一部では「どちらの霊験が強いか」が話題になることもありましたが、
それは対立というより、江戸の人々が宗教を身近なものとして楽しみながら付き合っていた一面とも言えるでしょう。
| 寺社 | 主な信仰対象 | 性格 | 主な祈願内容のイメージ |
|---|---|---|---|
| 神田明神 | 平将門公など | 都市守護・仕事運・商売繁昌 | 家内安全、商売繁盛、事業成就、勝負運 |
| 成田山新勝寺 | 不動明王 | 厄除け・交通安全・家内安全 | 厄除開運、交通安全、家族の安寧 |
現代:両方お参りしても大丈夫?
では、現代の私たちは神田明神と成田山新勝寺を両方お参りしても良いのでしょうか。
結論から言えば、一般的には両方お参りして問題ないとされています。
現代の日本では、神社とお寺を区別しすぎず、それぞれの場所で手を合わせ、感謝や願いを伝えること自体が尊重されるからです。
大切なのは、
- それぞれの寺社の由緒や歴史を知り、敬意をもって参拝すること
- 「どちらが勝つか」といった発想よりも、感謝や祈りの気持ちを大切にすること
- 各寺社の案内やルールに従い、周囲の人の迷惑にならないように参拝すること
です。
歴史上の背景を知ることで、むしろ一つひとつの参拝がより深い体験になるでしょう。
他にもある?「ライバル」のように語られてきた寺社たち
日本の宗教史には、立場や役割の違いから、しばしば「ライバル」のように語られてきた寺社や宗派があります。

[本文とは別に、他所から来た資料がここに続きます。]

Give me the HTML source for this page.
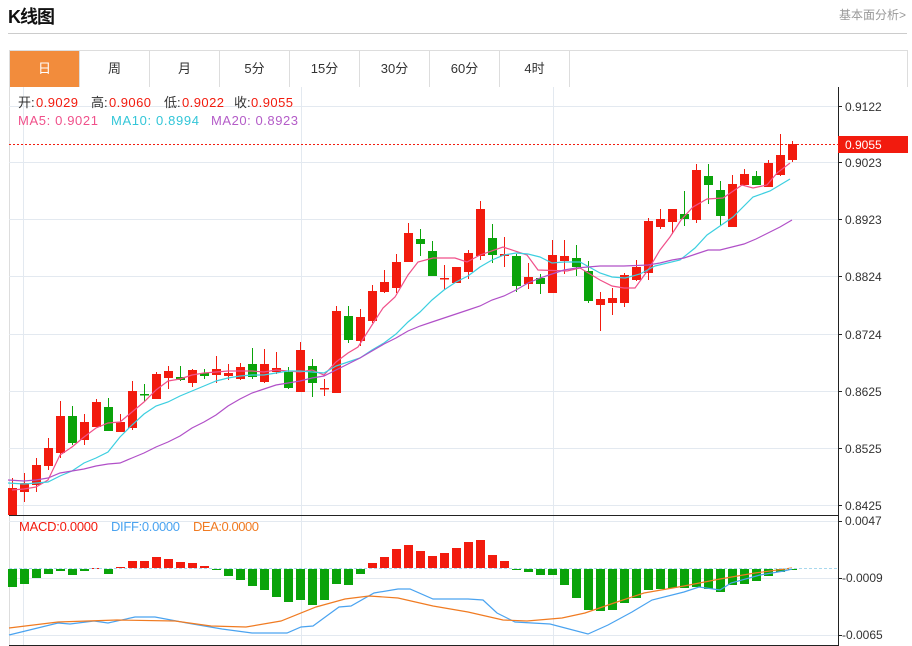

ここでは代表的な例を、対立というより役割の違いという観点から簡単に紹介します。
- 延暦寺 vs 三井寺:同じ比叡山地域で活動しつつ、教義や立場の違いからたびたび対立・調整を重ねてきた寺院。
- 浅草寺 vs 寛永寺:庶民に開かれた古寺と、幕府の菩提寺として栄えた大寺という、性格の異なる二つの寺院。
- 西本願寺 vs 東本願寺:本願寺の歴史の中で、政治的な事情から分立した浄土真宗の二大本山。
- 曹洞宗 vs 臨済宗:どちらも禅宗だが、修行のスタイルや重視する教えが少しずつ異なる宗派。
- 伊勢神宮 vs 熊野三山:朝廷や貴族に重んじられた神社と、庶民や修験者に親しまれた霊場という、信仰の性格の違い。
- 明治神宮 vs 靖国神社:皇室ゆかりの鎮守の森と、近代以降の戦没者慰霊の場という、役割の異なる二つの神社。
いずれも「どちらが正しいか」を競うというより、それぞれの役割や歴史を理解することで、日本の宗教文化の多様さが見えてきます。
まとめ:二つの寺社が映し出す、日本らしい信仰の共存
平将門を丁重に祀る神田明神と、不動明王への祈りから生まれた成田山新勝寺。
その関係は、対立というより、
- 災いを鎮めたいという共通の願い
- それを異なる形で表現した二つの信仰のスタイル
として捉えることができます。
現代の私たちは、歴史の背景を知りつつ、
それぞれの寺社で静かに手を合わせることができます。
神も仏も、祈る人の心を支える存在であるという点では共通です。
次に神田明神や成田山を訪れるときは、
ぜひ今回の歴史物語を思い出しながら、自分なりの感謝や願いをそっと伝えてみてください。
同じ東京・関東の地に、これほど多彩な信仰が息づいていること自体が、日本の宗教文化の豊かさを物語っています。